Solving for $T$ in an equation

Question

Can anyone please help me solve for $T$ in this equation:

$$0=M\cdot S+ \frac{T}{0.755}-\frac{T}{0.755} \cosh\frac{0.755M}{2T}.$$

Thanks in advance.

Answer 1

If I properly undertand, you want to solve for $T$ the equation $$MS+\frac T{0.755}-\frac T{0.755}\cosh\left(\frac M{2 \frac T {0.755}} \right)=0$$ For more simplicity, let us define $x=\frac T{0.755 M}$ (assuming $M\neq 0$).
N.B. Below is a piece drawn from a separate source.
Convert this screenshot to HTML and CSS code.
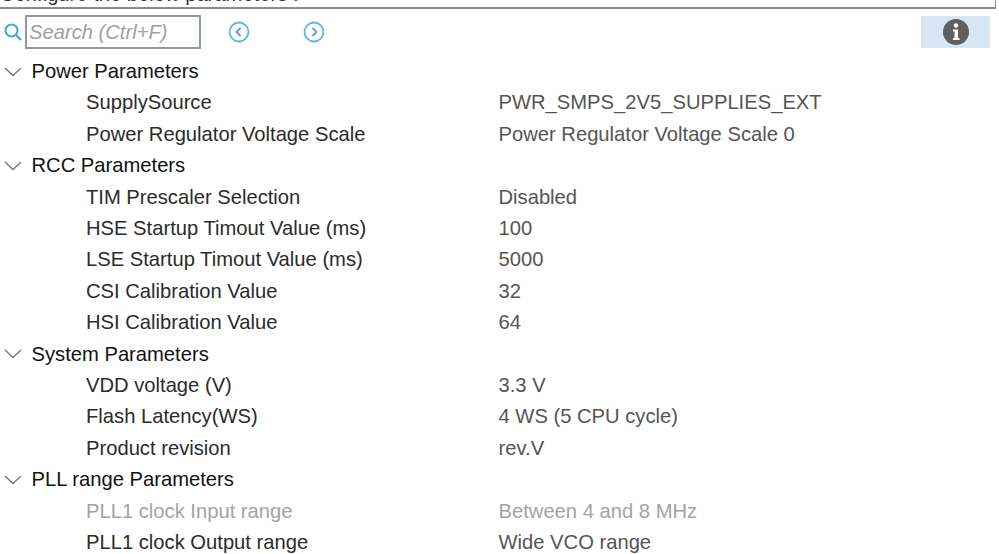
FILE: index.html
```html
<!DOCTYPE html>
<html lang="en">
<head>
  <meta charset="UTF-8" />
  <title>Parameter Settings</title>
  <link rel="stylesheet" href="styles.css">
</head>
<body>
  <div class="caption"><span>Configure the below parameters :</span></div>

  <div class="toolbar">
    <svg class="search-icon" width="18" height="18" viewBox="0 0 18 18">
      <circle cx="7.5" cy="7.5" r="6" fill="none" stroke="#3fa9dc" stroke-width="2"/>
      <path d="M11.5 11.5 L17 17" stroke="#3fa9dc" stroke-width="2.2"/>
    </svg>
    <div class="search-box">Search (Ctrl+F)</div>
    <svg class="nav prev" width="22" height="22" viewBox="0 0 22 22">
      <circle cx="11" cy="11" r="9.5" fill="none" stroke="#5bb8e6" stroke-width="1.8"/>
      <path d="M12.5 7 L8.5 11 L12.5 15" fill="none" stroke="#5b9fc0" stroke-width="1.8"/>
    </svg>
    <svg class="nav next" width="22" height="22" viewBox="0 0 22 22">
      <circle cx="11" cy="11" r="9.5" fill="none" stroke="#5bb8e6" stroke-width="1.8"/>
      <path d="M9.5 7 L13.5 11 L9.5 15" fill="none" stroke="#5b9fc0" stroke-width="1.8"/>
    </svg>
    <div class="info-btn">
      <svg width="26" height="26" viewBox="0 0 26 26">
        <circle cx="13" cy="13" r="13" fill="#5f5f5f"/>
        <circle cx="13" cy="6.5" r="2.2" fill="#fff"/>
        <path d="M10 10.5 H15 V19 H16.5 V21 H10 V19 H11.5 V12.5 H10 Z" fill="#fff"/>
      </svg>
    </div>
  </div>

  <div class="tree">
    <div class="row group"><svg class="chev" width="18" height="10" viewBox="0 0 18 10"><path d="M1 1 L9 8.5 L17 1" fill="none" stroke="#777" stroke-width="1.4"/></svg><span>Power Parameters</span></div>
    <div class="row"><span class="name">SupplySource</span><span class="value">PWR_SMPS_2V5_SUPPLIES_EXT</span></div>
    <div class="row"><span class="name">Power Regulator Voltage Scale</span><span class="value">Power Regulator Voltage Scale 0</span></div>

    <div class="row group"><svg class="chev" width="18" height="10" viewBox="0 0 18 10"><path d="M1 1 L9 8.5 L17 1" fill="none" stroke="#777" stroke-width="1.4"/></svg><span>RCC Parameters</span></div>
    <div class="row"><span class="name">TIM Prescaler Selection</span><span class="value">Disabled</span></div>
    <div class="row"><span class="name">HSE Startup Timout Value (ms)</span><span class="value">100</span></div>
    <div class="row"><span class="name">LSE Startup Timout Value (ms)</span><span class="value">5000</span></div>
    <div class="row"><span class="name">CSI Calibration Value</span><span class="value">32</span></div>
    <div class="row"><span class="name">HSI Calibration Value</span><span class="value">64</span></div>

    <div class="row group"><svg class="chev" width="18" height="10" viewBox="0 0 18 10"><path d="M1 1 L9 8.5 L17 1" fill="none" stroke="#777" stroke-width="1.4"/></svg><span>System Parameters</span></div>
    <div class="row"><span class="name">VDD voltage (V)</span><span class="value">3.3 V</span></div>
    <div class="row"><span class="name">Flash Latency(WS)</span><span class="value">4 WS (5 CPU cycle)</span></div>
    <div class="row"><span class="name">Product revision</span><span class="value">rev.V</span></div>

    <div class="row group"><svg class="chev" width="18" height="10" viewBox="0 0 18 10"><path d="M1 1 L9 8.5 L17 1" fill="none" stroke="#777" stroke-width="1.4"/></svg><span>PLL range Parameters</span></div>
    <div class="row disabled"><span class="name">PLL1 clock Input range</span><span class="value">Between 4 and 8 MHz</span></div>
    <div class="row"><span class="name">PLL1 clock Output range</span><span class="value">Wide VCO range</span></div>
  </div>
</body>
</html>
```

FILE: styles.css
```css
* { box-sizing: border-box; margin: 0; padding: 0; }
html, body { height: 554px; overflow: hidden; }
body {
  font-family: "Liberation Sans", Arial, sans-serif;
  font-size: 20.2px;
  color: #1a1a1a;
  background: #fff;
}

/* CAPTION, cut off by the top of the window */
.caption {
  height: 9px;
  margin-right: 3px;
  border-bottom: 2px solid #8c8c8c;
  border-right: 1px solid #8c8c8c;
  overflow: hidden;
  display: flex;
  align-items: flex-end;
  line-height: 20px;
  color: #333;
}
.caption span { display: block; white-space: nowrap; margin-bottom: 3px; }

/* TOOLBAR */
.toolbar {
  display: flex;
  align-items: center;
  height: 39px;
  margin-top: 3px;
  padding-left: 4px;
}
.search-icon { flex: none; margin-right: 3px; }
.search-box {
  width: 176px;
  height: 34px;
  border: 2px solid #8e99a3;
  padding-left: 2px;
  line-height: 31px;
  font-style: italic;
  color: #a0a0a0;
}
.nav { flex: none; }
.prev { margin-left: 27px; }
.next { margin-left: 53px; }
.info-btn {
  margin-left: auto;
  margin-right: 9px;
  width: 69px;
  height: 32px;
  background: #d6e6f4;
  display: flex;
  align-items: center;
  justify-content: center;
}

/* TREE */
.tree { margin-top: 4.9px; }
.row {
  display: flex;
  align-items: center;
  height: 31.4px;
  white-space: nowrap;
}
.row .name { width: 498.5px; padding-left: 86px; color: #2b2b2b; }
.row .value { color: #555; }
.row.group { padding-left: 4px; color: #111; }
.chev { flex: none; margin-right: 9.5px; }
.row.disabled .name, .row.disabled .value { color: #a3a3a3; }
```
This reduces the equation to $$S+x\left(1-\cosh \left(\frac{1}{2 x}\right)\right)=0$$ or $$x\left(\cosh \left(\frac{1}{2 x}\right)-1\right)=S$$ Plot function $$f(x)=x\left(\cosh \left(\frac{1}{2 x}\right)-1\right)$$ and look where, more or less, the function value is $\approx S$. Now, you have all elements to start a numerical method such as bisection or Newton.

In practice, if you consider large values of $x$, a Taylor expansion gives $$f(x)=\frac{1}{8 x}+\frac{1}{384 x^3}+O\left(\frac{1}{x^5}\right)$$ so an inital guess could be $x_0=\frac{1}{8 S}$.

Let us try using $S=2$; Newton iterates would be $$\left( \begin{array}{cc} n & x_n \\ 0 & 0.062500 \\ 1 & 0.071230 \\ 2 & 0.082445 \\ 3 & 0.096799 \\ 4 & 0.114242 \\ 5 & 0.132214 \\ 6 & 0.144649 \\ 7 & 0.148437 \\ 8 & 0.148689 \\ 9 & 0.148690 \end{array} \right)$$ Doing the same for $S=0.2$ $$\left( \begin{array}{cc} n & x_n \\ 0 & 0.625000 \\ 1 & 0.654210 \\ 2 & 0.655858 \\ 3 & 0.655863 \end{array} \right)$$

Edit

It could even be nicer using $x=\frac 1{4y}$ which makes the equation $$g(y)=\sinh ^2\left({y}\right)-2Sy$$

Answer 2

Setting $x=T/(0.755M)$, we can write your equation as $$0=\underbrace{S+x\left(1-\cosh\left(\frac{1}{2x}\right)\right)}_{:=f(x)}.$$

So basically you are looking for a zero of $f(x)$. However, this equation can probably not be resolved for $x$ in elementary term, i.e using functions that might be familiar to you.

But what you can do is guessing a solution, e.g. $x=1$ (which might be a bad guess, but does not matter) and then iteratively improve this guess by some numerical method, e.g. Newton's method.

Example. Using Newton's method, we can approximate a zero of $f(x)$ in the following way. Guess an initial value for the zero, e.g. $x_0=1$. Now you will need the derivative $f'$. Compute

$$x_1=x_0-\frac{f(x_0)}{f'(x_0)}.$$

This value $x_1$ is a better guess for the zero. Do it again

$$x_2=x_1-\frac{f(x_1)}{f'(x_1)}.$$

Now $x_2$ is an even better guess than $x_1$. You can repeat this over and over until you see that your guess is not really changing anymore (certainly after something like ten steps). You can assume this value to be your solution.

From this approximate solution you can recover $T$ via $T=0.755M\cdot x$.